Having worked in the financial industry for more than a decade, I have had first-hand experiences with service failure and in some cases been involved in service recovery activities.  Delivering impeccable service is a tough call and this is mostly achieved when there is a seamless integration of all units in the service delivery cycle. Leaving service delivery alone to the customer-facing team can polarize your staff and turn them into antagonists rather than a well-oiled machine of the synchronous symphony. The only way to deliver impeccable service is to ensure that everyone thinks about the customer irrespective of their job function.

But then, the truth of the matter is that involving every member of your team to think about the customer is a no-brainer. The reality is that this is rarely practiced. Most employees would rather prefer to work at the back office and not bother about interacting with the customer. When all hands are on deck, it is most likely that the service offered will be above satisfactory. That is what I term Impeccable Service Delivery. For a service to become impeccable, it has to be able to reach a higher level of satisfaction and appreciation. An impeccable service provider is one that determines the kind of feeling and experience you want your customer to achieve and live it. This means that you need to set your expectations. I believe that’s where the word standard came from. An impeccable service provider creates a foolproof process for achieving that desire. An impeccable service provider creates a desire to want to give more.

About 10 years ago, one of my customers gave me a FlyTouch tablet PC as my wedding gift and I am forever grateful for that. Immediately I had the opportunity, I  drove down to my service provider to find out the best internet plan for my new toy. I already had a laptop, a CDMA phone that had internet compatibility with my laptop, and a blackberry phone. I wanted to have a cost cost-effective seamless internet access across all these devices as against having separate internet plans for all my devices. I was not using a single telecommunications service and the cost of entry for personal internet users is still way high on this side of the world.

As I got to the service provider’s office, the customer service officer I met for inquiries referred me to a product officer who happened to have his plate full as he was besieged by a series of complaints and requests from customers. I immediately joined the queue hoping to get my problem solved. The product officer from mere observation was not in the best of moods because there were two ladies practically on his head who needed answers to their issues and were not ready to leave unless he provided the answers to their plight. I watched with some keen interest. I wanted to weigh the service standard with what obtained in my organization. The product officer had a straight face and was determined not to laugh or make some joke with anybody or anything that passed. He was just trying to scare his customers away with his attitude.

 

I honestly feel that HR officers must insist that all employees attend customer service and sales training before recruiting them. You cannot make friends if you are not friendly. You cannot solve a problem that you’ve refused to listen to. Listening to your customers will help you understand and better meet their needs. Most of the time, front liners kill businesses, not the products. Anyway, I am not writing as a consumer rights protection advocate but really who shouldn’t? Customers are the reason businesses exist. No customer no business, no profits, and the business eventually folds up.

Here are tips to move you closer to becoming an impeccable service provider.

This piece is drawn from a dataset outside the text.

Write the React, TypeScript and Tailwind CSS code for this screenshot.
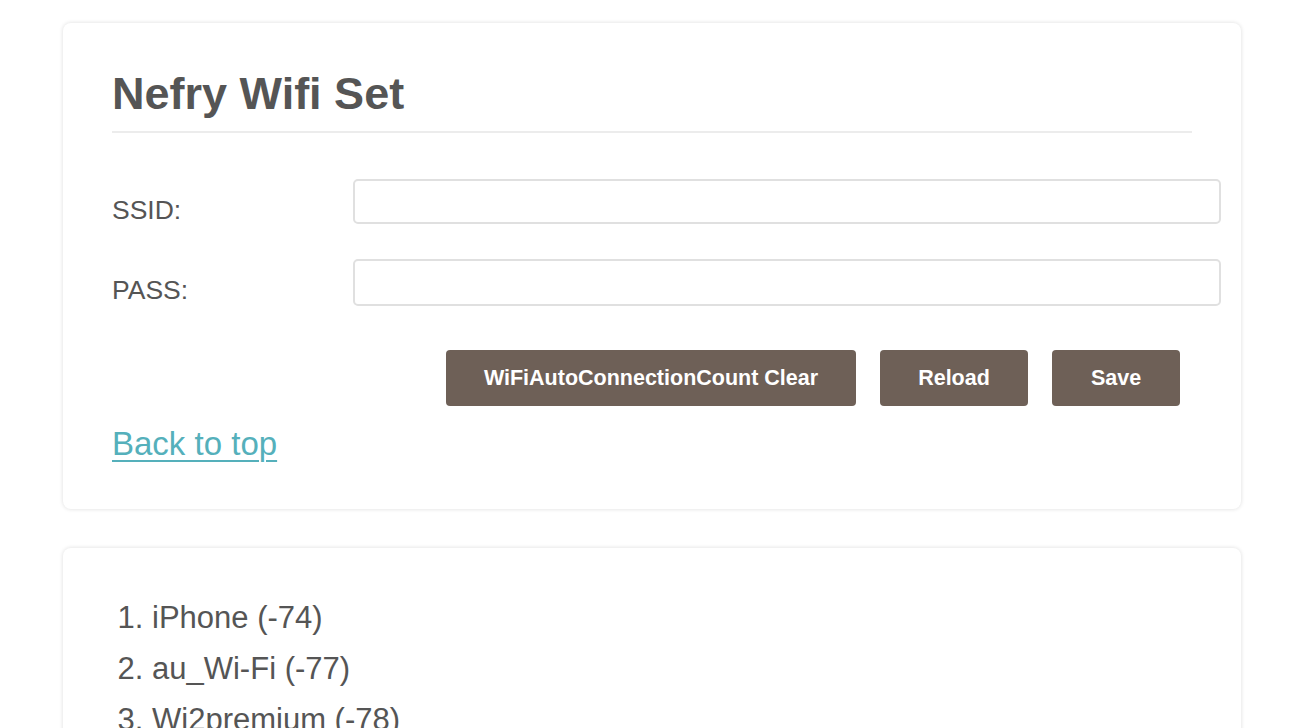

  • Desire to envision success: Success is not only attained in the effective completion of a process but also in the rewards you have received from such process. When you think about the result i.e., picturing the smiles on the face of your customers, it will push you to move towards that goal.

 

  • Treat rejections and attitudes as catalysts for customer satisfaction: You are what you accept. We all have our issues, and it will interest you to know that every day will pop up new issues, so learn how to deal with that fact. When your customers give you an attitude, just look beyond them. Most times it’s the product and not the person that the customers attack. The truth is that the customer either needs a service or has just come to complain about a service failure. You have to be humble enough to understand that as a service provider. I believe that is why we have the R&D department. Products are not perfect and so also are people. The people in the R&D department know that there are better ways of doing things. So when a customer comes with a complaint, just know that your R&D crew has to start working again.

 

  • Think outside the box: This is an overused cliché. Learn how to give more than you have promised. There is power in brainstorming. No matter the challenges, understand that there can always be a way out. Creativity and innovation are critical drivers of the human race.
  • Plan your work and work your plan: There will always be competition, roadblocks, and setbacks on your journey to success. Learn how to go on without necessarily bowing to distractions. Persistence pays and persistence brings perfection. Practice what you want to achieve all of the time. People will analyze you, but it depends on you to either let that weigh you down or affect you. Keep moving on. Seek to know more: There is no end to learning and we learn every day. Someone once mentioned that wisdom is knowing that you know nothing. It saves you a whole lot of trouble and thinking.

As I got back to my car, I wondered how many people this good-looking but bad-natured product officer would have torn into pieces with his service style. I am sure most of the people he has had encounters with will not love to come to his table anymore for inquiries and other issues. In the short run, he would be glad customers are not bothering him but in the long term, he might just end up being laid off or kill the business. It all depends on you to determine whether he is an impeccable service provider. See you on top of your riches.